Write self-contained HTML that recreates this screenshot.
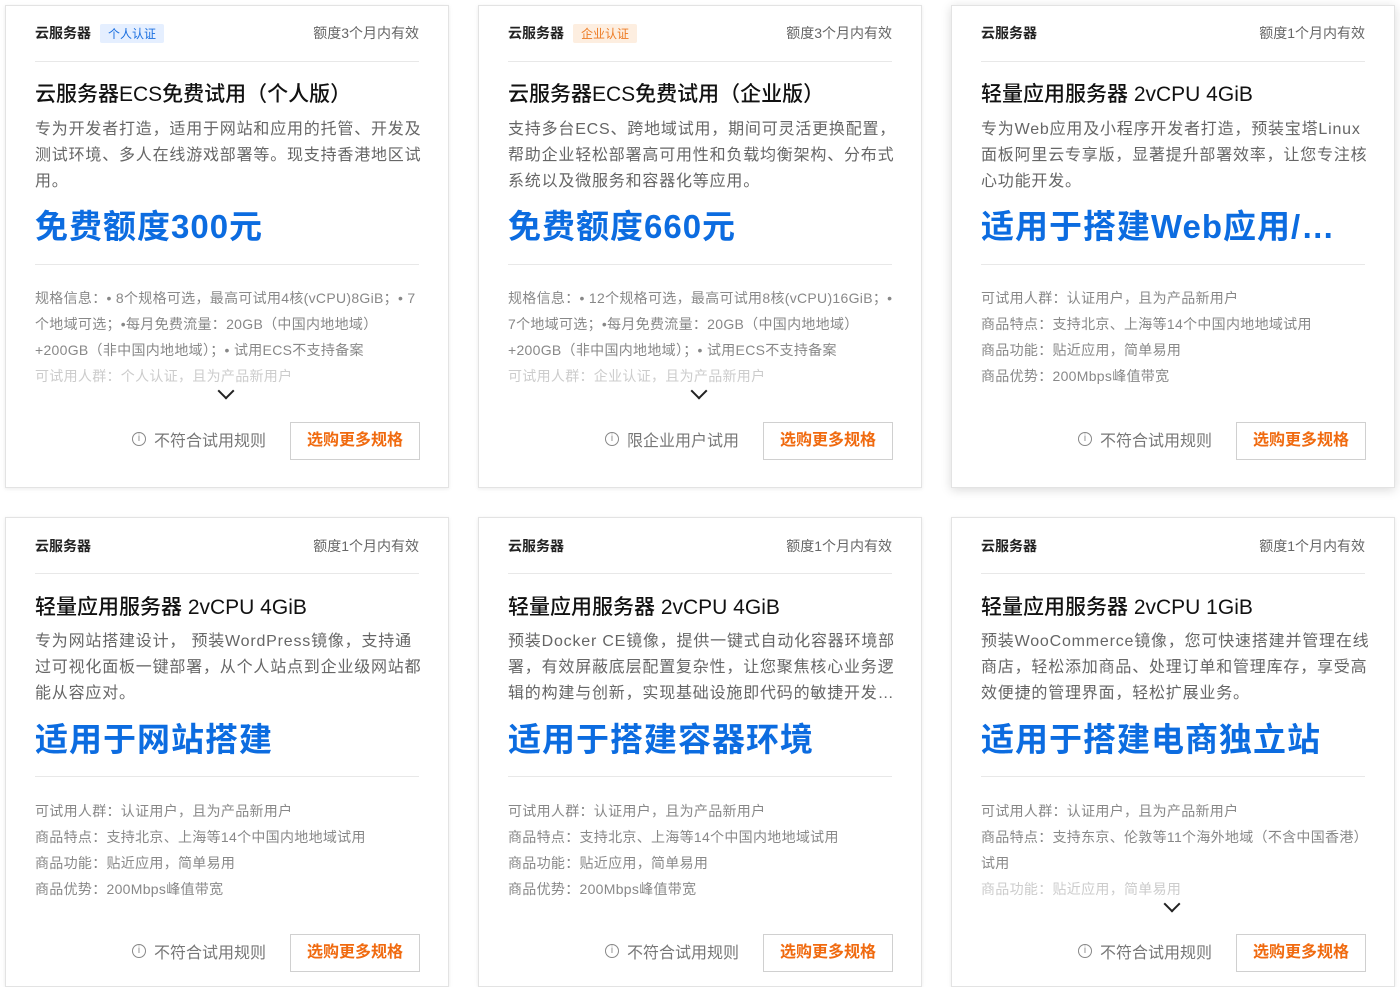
<!DOCTYPE html>
<html><head><meta charset="utf-8"><style>
*{box-sizing:border-box;margin:0;padding:0}
body{width:1400px;height:979px;background:#fff;position:relative;overflow:hidden;font-family:"Liberation Sans","Noto Sans CJK SC",sans-serif}
.card{position:absolute;width:444px;border:1px solid #e3e3e3;background:#fff;box-shadow:0 1px 4px rgba(0,0,0,.08)}
.r1{top:5px;height:483px}.r2{top:517px;height:470px}
.c1{left:5px}.c2{left:478px}.c3{left:951px}
.hov{box-shadow:0 2px 10px rgba(0,0,0,.15)}
.hd{position:absolute;left:29px;right:29px;top:16px;height:22px;display:flex;align-items:center;font-size:14px}
.hd b{font-weight:bold;color:#222;font-size:14px}
.tag{margin-left:9px;font-size:12px;padding:1px 8px;border-radius:2px}
.tp{background:#e5efff;color:#1a6fe0}.te{background:#fdeee0;color:#ed7a22}
.hd .rt{margin-left:auto;color:#666;font-size:14px}
.ln{position:absolute;left:29px;right:29px;height:1px;background:#e8e8e8}
.ttl{position:absolute;left:29px;right:20px;font-size:21px;color:#111;white-space:nowrap;font-weight:500}
.ds{position:absolute;left:29px;right:24px;font-size:16px;letter-spacing:.8px;line-height:26px;color:#666;height:78px;overflow:hidden}
.big{position:absolute;left:29px;right:40px;font-size:33px;font-weight:bold;color:#0c6ce0;white-space:nowrap;overflow:hidden;text-overflow:ellipsis;letter-spacing:1px}
.sp{position:absolute;left:29px;right:26px;font-size:14px;letter-spacing:.3px;line-height:26px;color:#888}
.fd{color:#ccc}
.chev{position:absolute;left:214px;width:12px;height:12px;border-right:2px solid #222;border-bottom:2px solid #222;transform:rotate(45deg)}
.rule{position:absolute;right:182px;font-size:16px;color:#777;display:flex;align-items:center;gap:8px}
.rule i{display:inline-block;width:14px;height:14px;border:1px solid #888;border-radius:50%;font-style:normal;font-size:10px;line-height:12px;text-align:center;color:#888}
.btn{position:absolute;right:28px;width:130px;height:38px;border:1px solid #d0d0d0;color:#f06a0f;font-size:16px;font-weight:bold;text-align:center;line-height:36px}
</style></head><body>

<div class="card r1 c1">
<div class="hd"><b>云服务器</b><span class="tag tp">个人认证</span><span class="rt">额度3个月内有效</span></div>
<div class="ln" style="top:55px"></div>
<div class="ttl" style="top:72px">云服务器ECS免费试用（个人版）</div>
<div class="ds" style="top:111px">专为开发者打造，适用于网站和应用的托管、开发及测试环境、多人在线游戏部署等。现支持香港地区试用。</div>
<div class="big" style="top:194px">免费额度300元</div>
<div class="ln" style="top:258px"></div>
<div class="sp" style="top:279px">规格信息：• 8个规格可选，最高可试用4核(vCPU)8GiB；• 7个地域可选；•每月免费流量：20GB（中国内地地域）+200GB（非中国内地地域）；• 试用ECS不支持备案<br><span class="fd">可试用人群：个人认证，且为产品新用户</span></div>
<div class="chev" style="top:379px"></div>
<div class="rule" style="top:421px"><i>i</i>不符合试用规则</div>
<div class="btn" style="top:416px">选购更多规格</div>
</div>

<div class="card r1 c2">
<div class="hd"><b>云服务器</b><span class="tag te">企业认证</span><span class="rt">额度3个月内有效</span></div>
<div class="ln" style="top:55px"></div>
<div class="ttl" style="top:72px">云服务器ECS免费试用（企业版）</div>
<div class="ds" style="top:111px">支持多台ECS、跨地域试用，期间可灵活更换配置，帮助企业轻松部署高可用性和负载均衡架构、分布式系统以及微服务和容器化等应用。</div>
<div class="big" style="top:194px">免费额度660元</div>
<div class="ln" style="top:258px"></div>
<div class="sp" style="top:279px">规格信息：• 12个规格可选，最高可试用8核(vCPU)16GiB；• 7个地域可选；•每月免费流量：20GB（中国内地地域）+200GB（非中国内地地域）；• 试用ECS不支持备案<br><span class="fd">可试用人群：企业认证，且为产品新用户</span></div>
<div class="chev" style="top:379px"></div>
<div class="rule" style="top:421px"><i>i</i>限企业用户试用</div>
<div class="btn" style="top:416px">选购更多规格</div>
</div>

<div class="card r1 c3 hov">
<div class="hd"><b>云服务器</b><span class="rt">额度1个月内有效</span></div>
<div class="ln" style="top:55px"></div>
<div class="ttl" style="top:72px">轻量应用服务器 2vCPU 4GiB</div>
<div class="ds" style="top:111px">专为Web应用及小程序开发者打造，预装宝塔Linux面板阿里云专享版，显著提升部署效率，让您专注核心功能开发。</div>
<div class="big" style="top:194px">适用于搭建Web应用/小程序</div>
<div class="ln" style="top:258px"></div>
<div class="sp" style="top:279px">可试用人群：认证用户，且为产品新用户<br>商品特点：支持北京、上海等14个中国内地地域试用<br>商品功能：贴近应用，简单易用<br>商品优势：200Mbps峰值带宽</div>
<div class="rule" style="top:421px"><i>i</i>不符合试用规则</div>
<div class="btn" style="top:416px">选购更多规格</div>
</div>

<div class="card r2 c1">
<div class="hd" style="top:17px"><b>云服务器</b><span class="rt">额度1个月内有效</span></div>
<div class="ln" style="top:55px"></div>
<div class="ttl" style="top:73px">轻量应用服务器 2vCPU 4GiB</div>
<div class="ds" style="top:111px">专为网站搭建设计， 预装WordPress镜像，支持通过可视化面板一键部署，从个人站点到企业级网站都能从容应对。</div>
<div class="big" style="top:195px">适用于网站搭建</div>
<div class="ln" style="top:258px"></div>
<div class="sp" style="top:280px">可试用人群：认证用户，且为产品新用户<br>商品特点：支持北京、上海等14个中国内地地域试用<br>商品功能：贴近应用，简单易用<br>商品优势：200Mbps峰值带宽</div>
<div class="rule" style="top:421px"><i>i</i>不符合试用规则</div>
<div class="btn" style="top:416px">选购更多规格</div>
</div>

<div class="card r2 c2">
<div class="hd" style="top:17px"><b>云服务器</b><span class="rt">额度1个月内有效</span></div>
<div class="ln" style="top:55px"></div>
<div class="ttl" style="top:73px">轻量应用服务器 2vCPU 4GiB</div>
<div class="ds" style="top:111px">预装Docker CE镜像，提供一键式自动化容器环境部署，有效屏蔽底层配置复杂性，让您聚焦核心业务逻辑的构建与创新，实现基础设施即代码的敏捷开发…</div>
<div class="big" style="top:195px">适用于搭建容器环境</div>
<div class="ln" style="top:258px"></div>
<div class="sp" style="top:280px">可试用人群：认证用户，且为产品新用户<br>商品特点：支持北京、上海等14个中国内地地域试用<br>商品功能：贴近应用，简单易用<br>商品优势：200Mbps峰值带宽</div>
<div class="rule" style="top:421px"><i>i</i>不符合试用规则</div>
<div class="btn" style="top:416px">选购更多规格</div>
</div>

<div class="card r2 c3">
<div class="hd" style="top:17px"><b>云服务器</b><span class="rt">额度1个月内有效</span></div>
<div class="ln" style="top:55px"></div>
<div class="ttl" style="top:73px">轻量应用服务器 2vCPU 1GiB</div>
<div class="ds" style="top:111px">预装WooCommerce镜像，您可快速搭建并管理在线商店，轻松添加商品、处理订单和管理库存，享受高效便捷的管理界面，轻松扩展业务。</div>
<div class="big" style="top:195px">适用于搭建电商独立站</div>
<div class="ln" style="top:258px"></div>
<div class="sp" style="top:280px">可试用人群：认证用户，且为产品新用户<br>商品特点：支持东京、伦敦等11个海外地域（不含中国香港）试用<br><span class="fd">商品功能：贴近应用，简单易用</span></div>
<div class="chev" style="top:380px"></div>
<div class="rule" style="top:421px"><i>i</i>不符合试用规则</div>
<div class="btn" style="top:416px">选购更多规格</div>
</div>

</body></html>
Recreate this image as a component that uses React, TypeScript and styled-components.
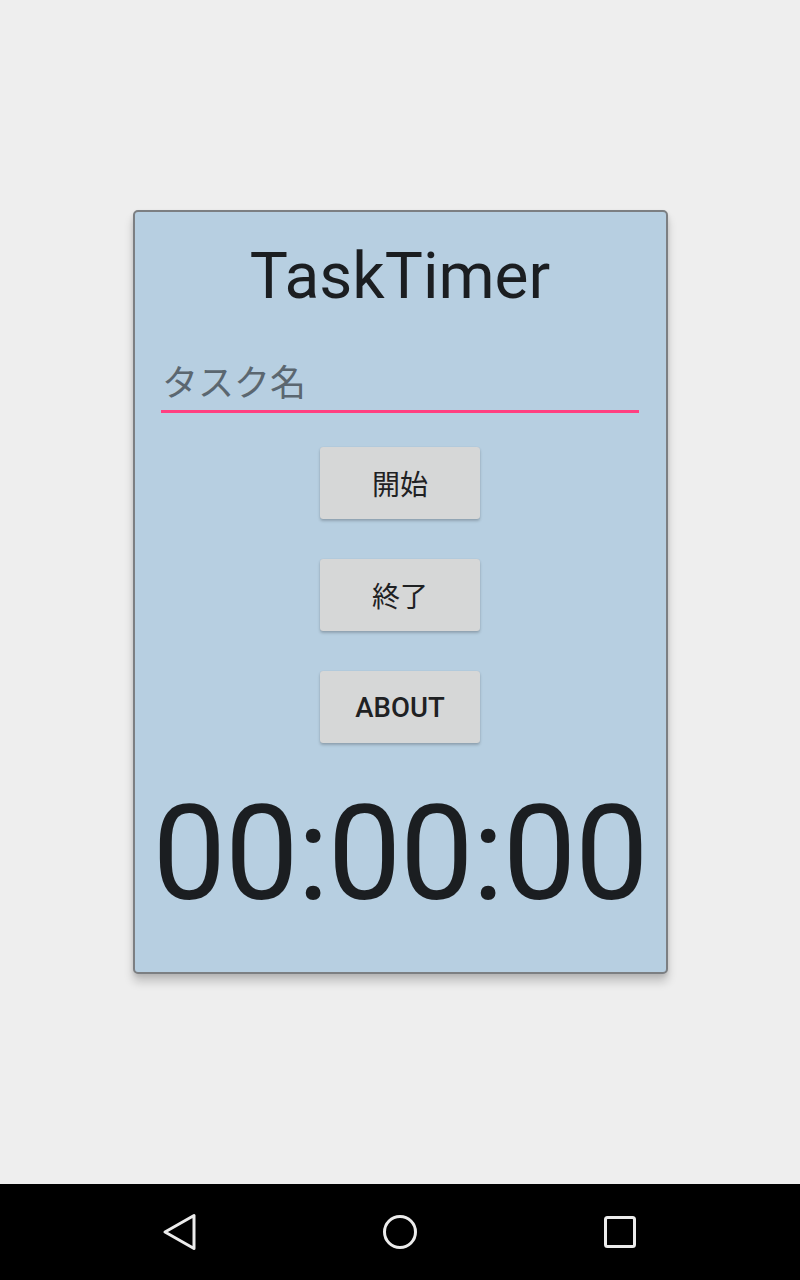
import React from "react";
import styled, { createGlobalStyle } from "styled-components";

const Global = createGlobalStyle`
  html, body { margin: 0; padding: 0; background: #eeeeee; }
  body { font-family: Roboto, "Noto Sans CJK JP", sans-serif; }
  * { box-sizing: border-box; }
`;

const Screen = styled.div`
  width: 800px;
  height: 1280px;
  display: flex;
  flex-direction: column;
  background: #eeeeee;
`;

const Main = styled.main`
  flex: 1;
  display: flex;
  flex-direction: column;
  align-items: center;
  padding-top: 210px;
`;

const Card = styled.section`
  width: 535px;
  height: 764px;
  background: #b7cfe1;
  border: 2px solid #7c7f82;
  border-radius: 5px;
  box-shadow: 0 8px 10px rgba(0, 0, 0, 0.18), 0 2px 4px rgba(0, 0, 0, 0.1);
  display: flex;
  flex-direction: column;
  align-items: center;
  padding-top: 27px;
`;

const Title = styled.h1`
  margin: 0;
  font-family: Roboto, sans-serif;
  font-weight: 400;
  font-size: 64px;
  line-height: 75px;
  color: #1b1e21;
`;

const NameInput = styled.input`
  margin-top: 38px;
  width: 478px;
  height: 61px;
  border: none;
  border-bottom: 3px solid #ff4081;
  background: transparent;
  outline: none;
  padding: 0 0 2px 1px;
  font-family: "Noto Sans CJK JP", sans-serif;
  font-size: 36px;
  color: #1b1e21;
  &::placeholder {
    color: #5b6770;
  }
`;

const ButtonStack = styled.div`
  margin-top: 34px;
  display: flex;
  flex-direction: column;
  gap: 40px;
`;

const Button = styled.button<{ $latin?: boolean }>`
  width: 160px;
  height: 72px;
  border: none;
  border-radius: 3px;
  background: #d6d7d7;
  box-shadow: 0 2px 3px rgba(0, 0, 0, 0.22), 0 0 1px rgba(0, 0, 0, 0.12);
  color: #1f2123;
  font-family: ${(p) => (p.$latin ? "Roboto, sans-serif" : "'Noto Sans CJK JP', sans-serif")};
  font-weight: ${(p) => (p.$latin ? 500 : 400)};
  font-size: ${(p) => (p.$latin ? "27.5px" : "28px")};
  padding: 0;
`;

const Clock = styled.div`
  margin-top: 35px;
  font-family: Roboto, sans-serif;
  font-weight: 400;
  font-size: 131px;
  letter-spacing: -1.3px;
  line-height: 152px;
  color: #1b1e21;
  white-space: nowrap;
`;

const NavBar = styled.nav`
  height: 96px;
  background: #000;
  display: flex;
  align-items: center;
  justify-content: space-between;
  padding: 0 160px 0 158px;
`;

const NavIcon = styled.svg`
  width: 48px;
  height: 48px;
  display: block;
`;

export default function App() {
  return (
    <>
      <Global />
      <Screen>
        <Main>
          <Card>
            <Title>TaskTimer</Title>
            <NameInput placeholder="タスク名" />
            <ButtonStack>
              <Button>開始</Button>
              <Button>終了</Button>
              <Button $latin>ABOUT</Button>
            </ButtonStack>
            <Clock>00:00:00</Clock>
          </Card>
        </Main>
        <NavBar>
          <NavIcon viewBox="0 0 48 48">
            <path
              d="M7 24 L36 7.5 L36 40.5 Z"
              fill="none"
              stroke="#ececec"
              strokeWidth="3"
              strokeLinejoin="round"
            />
          </NavIcon>
          <NavIcon viewBox="0 0 48 48">
            <circle cx="25" cy="24" r="15.5" fill="none" stroke="#ececec" strokeWidth="3" />
          </NavIcon>
          <NavIcon viewBox="0 0 48 48">
            <rect
              x="13.5"
              y="9.5"
              width="29"
              height="29"
              rx="2"
              fill="none"
              stroke="#ececec"
              strokeWidth="3"
            />
          </NavIcon>
        </NavBar>
      </Screen>
    </>
  );
}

THE EXERCISE
Of all the lines above, how many contain "styled"? Give the number and nothing more.

THE ANSWER
12